Pages as source code
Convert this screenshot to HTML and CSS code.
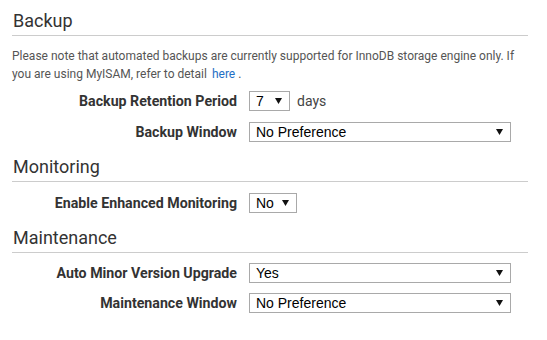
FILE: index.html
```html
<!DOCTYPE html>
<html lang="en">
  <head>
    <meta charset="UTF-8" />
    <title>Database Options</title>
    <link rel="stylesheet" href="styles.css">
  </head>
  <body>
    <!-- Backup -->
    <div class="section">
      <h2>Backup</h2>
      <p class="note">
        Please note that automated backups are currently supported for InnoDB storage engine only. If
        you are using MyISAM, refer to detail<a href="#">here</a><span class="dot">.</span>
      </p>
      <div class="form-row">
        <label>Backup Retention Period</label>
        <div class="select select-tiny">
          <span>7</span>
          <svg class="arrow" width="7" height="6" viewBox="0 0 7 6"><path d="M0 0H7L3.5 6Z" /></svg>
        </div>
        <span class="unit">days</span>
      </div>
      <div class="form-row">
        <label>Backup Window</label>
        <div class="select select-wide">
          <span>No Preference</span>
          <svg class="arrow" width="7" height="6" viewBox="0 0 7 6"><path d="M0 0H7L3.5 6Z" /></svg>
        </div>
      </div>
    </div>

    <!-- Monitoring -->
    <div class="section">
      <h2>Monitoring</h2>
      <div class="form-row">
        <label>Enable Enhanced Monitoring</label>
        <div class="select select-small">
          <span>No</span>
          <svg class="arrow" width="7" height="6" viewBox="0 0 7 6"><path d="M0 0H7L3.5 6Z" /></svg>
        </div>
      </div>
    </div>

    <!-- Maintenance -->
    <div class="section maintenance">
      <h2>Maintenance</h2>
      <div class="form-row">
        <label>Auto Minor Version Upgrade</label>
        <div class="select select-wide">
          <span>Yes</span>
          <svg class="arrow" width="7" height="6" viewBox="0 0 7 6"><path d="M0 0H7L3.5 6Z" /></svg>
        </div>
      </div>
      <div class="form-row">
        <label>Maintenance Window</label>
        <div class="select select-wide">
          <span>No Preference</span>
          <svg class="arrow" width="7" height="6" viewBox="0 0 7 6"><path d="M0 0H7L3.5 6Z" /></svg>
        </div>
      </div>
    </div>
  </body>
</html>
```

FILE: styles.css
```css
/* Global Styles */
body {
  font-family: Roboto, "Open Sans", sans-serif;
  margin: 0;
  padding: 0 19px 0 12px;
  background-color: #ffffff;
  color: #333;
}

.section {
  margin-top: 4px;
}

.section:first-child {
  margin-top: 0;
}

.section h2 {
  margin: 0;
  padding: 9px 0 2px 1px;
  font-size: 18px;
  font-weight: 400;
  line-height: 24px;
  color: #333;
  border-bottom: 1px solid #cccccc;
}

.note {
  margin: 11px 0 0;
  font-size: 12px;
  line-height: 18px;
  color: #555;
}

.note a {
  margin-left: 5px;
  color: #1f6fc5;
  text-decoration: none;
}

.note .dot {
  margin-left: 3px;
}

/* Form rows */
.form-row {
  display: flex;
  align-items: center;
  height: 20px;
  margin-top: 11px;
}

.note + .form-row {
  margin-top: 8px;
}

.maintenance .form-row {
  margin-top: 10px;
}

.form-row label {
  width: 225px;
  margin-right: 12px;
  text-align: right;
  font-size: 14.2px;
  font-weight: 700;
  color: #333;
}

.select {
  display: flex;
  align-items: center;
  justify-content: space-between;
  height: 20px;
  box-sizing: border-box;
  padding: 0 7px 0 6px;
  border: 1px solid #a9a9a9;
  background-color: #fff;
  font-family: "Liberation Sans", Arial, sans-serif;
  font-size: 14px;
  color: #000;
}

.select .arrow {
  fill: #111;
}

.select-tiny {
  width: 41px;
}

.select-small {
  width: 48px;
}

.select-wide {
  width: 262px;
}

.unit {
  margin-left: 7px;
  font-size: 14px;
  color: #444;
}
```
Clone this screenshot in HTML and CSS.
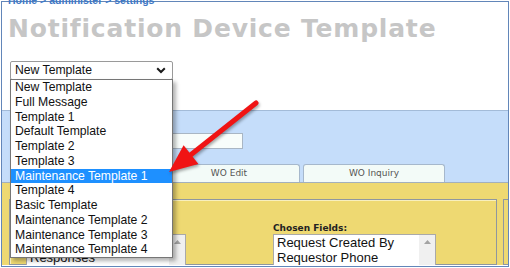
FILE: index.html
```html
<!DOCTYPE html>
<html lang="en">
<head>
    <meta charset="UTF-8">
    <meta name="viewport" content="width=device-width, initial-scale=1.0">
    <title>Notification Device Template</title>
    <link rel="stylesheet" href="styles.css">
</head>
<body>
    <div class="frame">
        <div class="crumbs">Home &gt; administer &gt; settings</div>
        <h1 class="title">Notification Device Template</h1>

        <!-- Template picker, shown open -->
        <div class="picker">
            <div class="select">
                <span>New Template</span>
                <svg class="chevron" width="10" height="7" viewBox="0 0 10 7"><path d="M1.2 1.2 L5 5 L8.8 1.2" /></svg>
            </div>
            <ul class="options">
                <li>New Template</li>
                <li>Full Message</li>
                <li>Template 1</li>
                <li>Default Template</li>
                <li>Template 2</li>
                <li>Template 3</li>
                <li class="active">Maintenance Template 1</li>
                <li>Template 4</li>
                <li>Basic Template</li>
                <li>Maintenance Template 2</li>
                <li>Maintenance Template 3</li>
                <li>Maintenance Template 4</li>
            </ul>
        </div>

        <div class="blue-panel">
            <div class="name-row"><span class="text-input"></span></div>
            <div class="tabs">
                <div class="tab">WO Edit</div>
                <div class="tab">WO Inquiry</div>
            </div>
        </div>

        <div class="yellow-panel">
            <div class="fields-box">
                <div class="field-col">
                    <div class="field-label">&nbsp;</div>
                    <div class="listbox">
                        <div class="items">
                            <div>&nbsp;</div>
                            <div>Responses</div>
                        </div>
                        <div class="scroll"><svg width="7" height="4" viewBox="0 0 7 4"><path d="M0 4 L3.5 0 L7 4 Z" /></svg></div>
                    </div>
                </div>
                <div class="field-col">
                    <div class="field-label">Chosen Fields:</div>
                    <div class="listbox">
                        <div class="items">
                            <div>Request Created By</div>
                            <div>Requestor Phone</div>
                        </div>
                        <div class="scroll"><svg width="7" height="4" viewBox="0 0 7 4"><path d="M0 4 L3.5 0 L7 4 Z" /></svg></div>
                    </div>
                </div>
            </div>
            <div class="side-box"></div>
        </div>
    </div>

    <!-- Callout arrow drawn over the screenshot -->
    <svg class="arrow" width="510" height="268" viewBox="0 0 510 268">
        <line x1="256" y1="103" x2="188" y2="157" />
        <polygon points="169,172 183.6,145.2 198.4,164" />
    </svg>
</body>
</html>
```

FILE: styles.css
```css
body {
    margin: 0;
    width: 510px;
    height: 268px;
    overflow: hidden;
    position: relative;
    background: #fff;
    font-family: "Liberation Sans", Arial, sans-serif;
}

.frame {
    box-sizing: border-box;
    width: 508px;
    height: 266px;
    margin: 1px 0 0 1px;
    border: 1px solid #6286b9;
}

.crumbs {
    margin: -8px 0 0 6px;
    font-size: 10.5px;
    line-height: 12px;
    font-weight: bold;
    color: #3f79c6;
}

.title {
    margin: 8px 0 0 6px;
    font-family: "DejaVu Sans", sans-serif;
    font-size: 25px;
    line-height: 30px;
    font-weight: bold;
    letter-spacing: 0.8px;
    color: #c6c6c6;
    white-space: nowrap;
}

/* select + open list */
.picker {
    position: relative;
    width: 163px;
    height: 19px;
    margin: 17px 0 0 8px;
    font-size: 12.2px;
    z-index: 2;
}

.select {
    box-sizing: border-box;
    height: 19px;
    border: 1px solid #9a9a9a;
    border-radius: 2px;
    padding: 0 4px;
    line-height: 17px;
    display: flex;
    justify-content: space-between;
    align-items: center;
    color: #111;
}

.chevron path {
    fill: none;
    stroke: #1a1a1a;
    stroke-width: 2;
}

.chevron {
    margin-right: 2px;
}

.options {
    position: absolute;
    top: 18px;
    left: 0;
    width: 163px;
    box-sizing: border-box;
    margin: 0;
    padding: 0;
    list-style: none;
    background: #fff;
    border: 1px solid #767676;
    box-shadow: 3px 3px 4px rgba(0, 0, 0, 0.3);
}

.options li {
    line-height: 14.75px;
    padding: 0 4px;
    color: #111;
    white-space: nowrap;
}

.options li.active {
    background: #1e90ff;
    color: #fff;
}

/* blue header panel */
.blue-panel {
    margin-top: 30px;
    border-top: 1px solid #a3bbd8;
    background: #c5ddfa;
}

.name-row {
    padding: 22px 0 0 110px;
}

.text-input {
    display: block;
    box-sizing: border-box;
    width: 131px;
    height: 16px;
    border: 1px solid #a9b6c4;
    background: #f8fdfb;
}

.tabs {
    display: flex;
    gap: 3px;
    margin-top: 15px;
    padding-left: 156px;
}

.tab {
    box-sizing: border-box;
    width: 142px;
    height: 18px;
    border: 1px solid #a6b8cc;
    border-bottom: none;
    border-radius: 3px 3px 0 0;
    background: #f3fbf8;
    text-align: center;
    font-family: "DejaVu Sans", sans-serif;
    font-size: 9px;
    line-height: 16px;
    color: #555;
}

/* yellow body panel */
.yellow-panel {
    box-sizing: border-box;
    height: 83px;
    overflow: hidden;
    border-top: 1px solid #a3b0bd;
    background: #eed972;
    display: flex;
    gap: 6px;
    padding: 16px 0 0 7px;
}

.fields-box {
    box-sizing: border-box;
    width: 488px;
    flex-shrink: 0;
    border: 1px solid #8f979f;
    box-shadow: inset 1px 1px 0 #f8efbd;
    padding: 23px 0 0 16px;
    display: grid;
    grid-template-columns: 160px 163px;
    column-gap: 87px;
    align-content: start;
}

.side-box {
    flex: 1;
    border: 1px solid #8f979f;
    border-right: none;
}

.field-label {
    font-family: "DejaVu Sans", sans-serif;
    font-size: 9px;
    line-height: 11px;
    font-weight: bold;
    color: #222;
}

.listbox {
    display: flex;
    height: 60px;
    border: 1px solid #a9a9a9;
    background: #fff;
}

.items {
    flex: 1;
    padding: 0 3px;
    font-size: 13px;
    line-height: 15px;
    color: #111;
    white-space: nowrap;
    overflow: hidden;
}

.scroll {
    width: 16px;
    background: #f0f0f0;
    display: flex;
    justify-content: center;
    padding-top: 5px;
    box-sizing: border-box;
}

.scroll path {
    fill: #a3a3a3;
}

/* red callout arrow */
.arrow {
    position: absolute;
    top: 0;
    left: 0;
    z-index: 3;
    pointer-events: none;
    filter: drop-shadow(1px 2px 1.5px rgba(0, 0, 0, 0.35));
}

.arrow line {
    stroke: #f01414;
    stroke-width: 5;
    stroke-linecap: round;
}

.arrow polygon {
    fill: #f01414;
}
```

Aim:
Find the lines that include the string "screenshot", then copy each of them.

Full response:
Convert this screenshot to HTML and CSS code.
Clone this screenshot in HTML and CSS.
    <!-- Callout arrow drawn over the screenshot -->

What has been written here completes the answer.